In a perfect world, regulations could “produce net economic benefits by clarifying property rights and removing uncertainty with regard to legal liabilities, helping producers direct economic resources more efficiently.” In other words, it doesn’t hurt anybody to reinforce all citizens’ rights to life with measures to improve horrible air quality. But regulations fall short on a number of fronts. Sanders shares a short list of reasons that included political maneuvers, special interest lobbies, co-opted agendas, “captured regulators” receiving kickbacks from cronies, misdiagnosis of problems and/or improper prescriptions for cures, and obsolescence of deadwood regulation. Sanders takes the “overproliferation” of regulation as evidence that cures are inefficient and enacted wrongfully.

A NC REINS Act would be but one regulatory reform. Other recommendations include requirements that new regulation include a cost-benefit analysis, an analysis of alternative proposals showing why a proposed rule is superior, and presentation a priori of goals and metrics for evaluating the rule’s success. Another tool would be regulatory reciprocity, which means an agency could only advance a new bill in exchange, for example, for retiring two existing rules. Sanders would further like all state regulation, not just environmental rules, to be no more stringent than federal regulations.

Introducing small business flexibility would be important because 98 percent of businesses in the state qualify as small. Small businesses don’t have the legal and compliance staffs that large corporation can afford. Small businesses opting to fund such departments do so by diverting a greater share of their resources away from production. Out of consideration, the United States and forty-four states have adopted more flexibility for small businesses in compliance, reporting, and deadlines; even granting exemptions from some requirements. Because North Carolina is not one of those states, adopting small business flexibility would be a cashless economic development incentive.

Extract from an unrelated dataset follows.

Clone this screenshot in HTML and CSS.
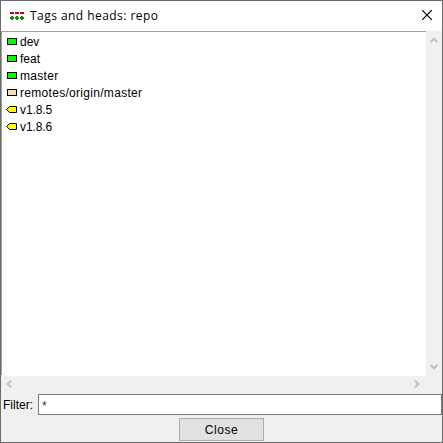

Another strategy, making mens rea the default position, would address overcriminalization – with fines, penalties, and imprisonment for violating any of a million regulations, the meaning of which law experts frequently dispute. Sanders explains mens rea is an English common-law tradition to “protect the unwitting lawbreaker. Under that tradition, the wrongful deed is not enough for conviction; it must accompany a guilty mind (mens rea). Especially with respect to regulation, mens rea protection has been increasingly overlooked or intentionally omitted.”